Blender can't render with my Nvidia 1070 GFX!!!

It gives me an error "Cuda binary kernel for this graphics card compute capability (6.1) not found!

I am using Win10 64 bit, Blender 2.77a
GFX: Geforce GFX 1070.

It renders without problems on my Titan (same pc).

The 1070-card is only secondary, because I was told this is how Blender best performs the rendering. Titan is primary gfx.
I don’t know if this has anything to say about this problem. Anyway, I’d be glad if you could figure out a solution for me!

No, it will definitely be officially supported in a few months. The problem is that compiling Blender with support for the 10x0 cards requires the new CUDA Toolkit by Nvidia, which isn’t officially released yet - therefore, Blender/Cycles doesn’t yet officially support it either.
If the test kernel linked above doesn’t work properly, that’s a bug and should be reported. However, it may not work as fast as it eventually will.

Here is what the Octane devs have said about supporting the new cards:

Just an update for everyone: The last two days I spent some time on trying the CUDA toolkit 8 release candidate, but there are multiple issues with it so a release based on this toolkit wouldn’t work. I’m in touch with NVIDIA, so let’s see what they can do.

It’s going to take some time to get the new version of CUDA and the cards working as they just came out. CUDA (and OpenCL for that matter) isn’t the priority for Nvidia (or AMD), but they will have DirectX and OpenGL ready before the cards launch. It’s just the nature of the beast. There are far more gamers than there are 3D artists. :slight_smile:

Where can I download a pre-built Blender version which supports my 1070 card? I know there is something about a sm_61 kernel to download, but I don’t know how to compile Blender. I’d like to download a version which already supports it. Can anyone give me a link to a working Blender version?

Hi, a user post a compiled kernel for GTX 1070/80.
Copy it to your other kernels on your system, search for sm_52 for example.
This is experimental, build on Windows and not very fast but at least you can use your card.

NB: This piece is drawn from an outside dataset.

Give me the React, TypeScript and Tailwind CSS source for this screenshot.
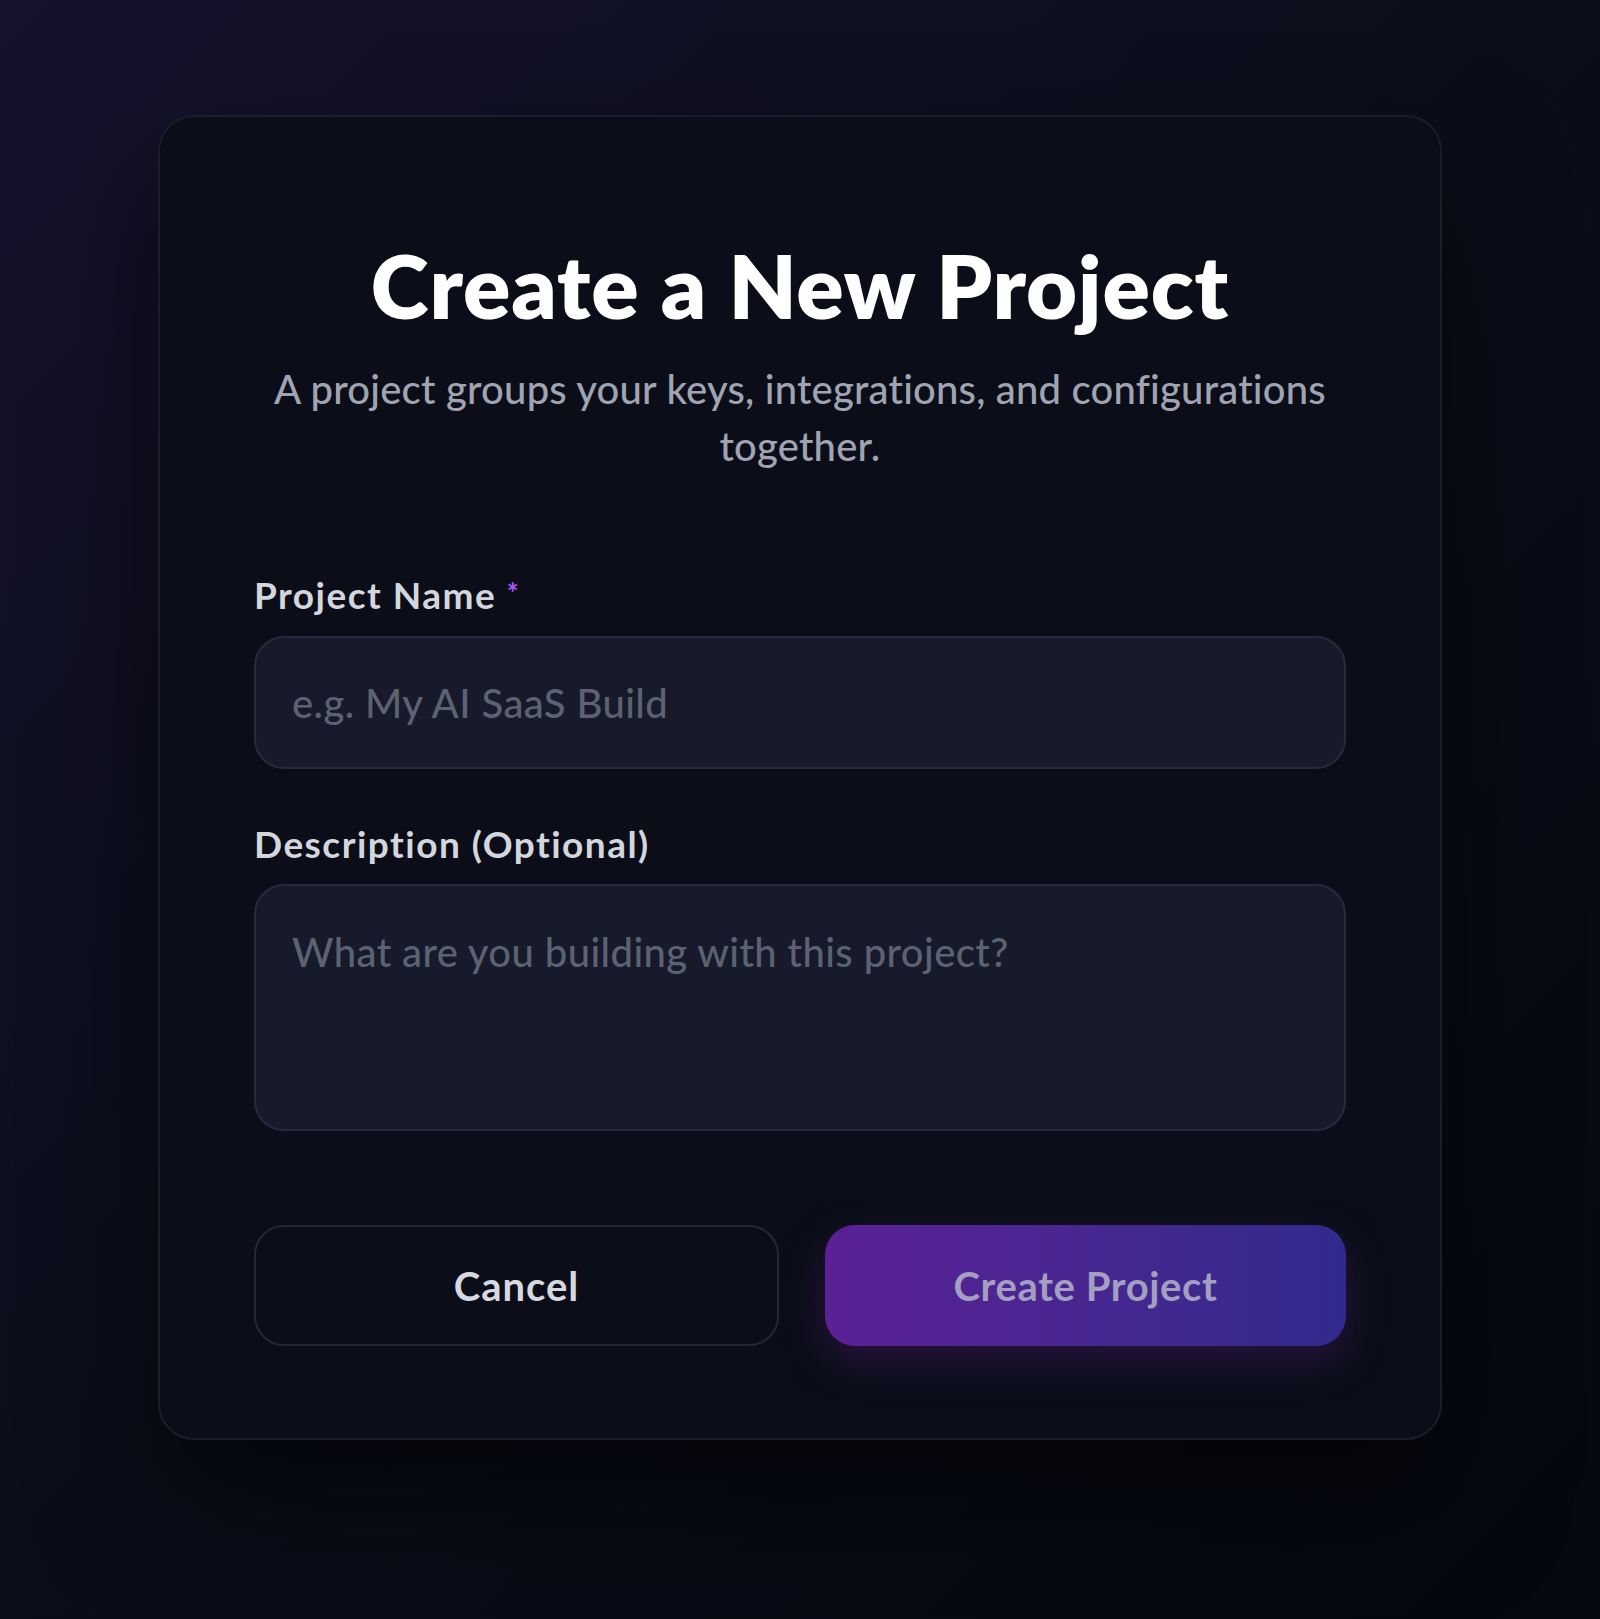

https://developer.blender.org/T48544

Cheers, mib

Thanks. But why is there no difference AT ALL between my Titan and my 1070 rendering default scene with cube and 1 sun-lamp?

Also, what is the best tile setting when rendering with Titan and 1070? I did a test when I got the Titan card 3½ years ago, it was 768*768 which rendered the fastest.

But what about this new combination?

Hi, what do you mean with “No difference”?
I use the Auto Tile Size addon and best for my two cards is 2 or 4 tiles, check out.

Cheers, mib

I experience wierd artifacts in my render with two cards, as opposed to one card:

Two card render (Titan+1070):


One card render (1070 only):


Look at the large green bush. It is like if it is offset by some pixels. Why?!?!?

It would be more precise if you had done image difference in image editor or Blender’s Compositor (and probably submitted this as a bug):

http://www.pasteall.org/pic/show.php?id=104697

Edit: However 1070 is not yet officially supported afaik. It’s probably in works and no need to rush bug reporting.

Do you mean no difference in terms of performance? Don’t use a very simple scene like that for benchmarking, the base rendering overhead is likely going to be dominant there. If possible, you could do us a favor and test the BMW27 benchmark (and maybe some of the other scenes in the benchmarks suite) with different tile sizes (like I have done here) and post them in the GTX1080/1070 thread.

Having said that, the Titan uses a high-end chip, about as large as it could be. The 1070 uses a mid-range chip that is about half as large as it could be. The 1070 has slightly more transistors and theoretical FLOPS but also lower memory bandwidth than the Titan, so at least on paper it shouldn’t be a surprise if it performed similarly. Many of the gaming-related optimizations aren’t going to kick in for CUDA, either.

It is like if it is offset by some pixels. Why?!?!?

There could be an issue in the way ray origins are calculated due to different block sizes (pure speculation), or maybe it’s somehow different due to the new CUDA SDK being used. Either way, you should report it.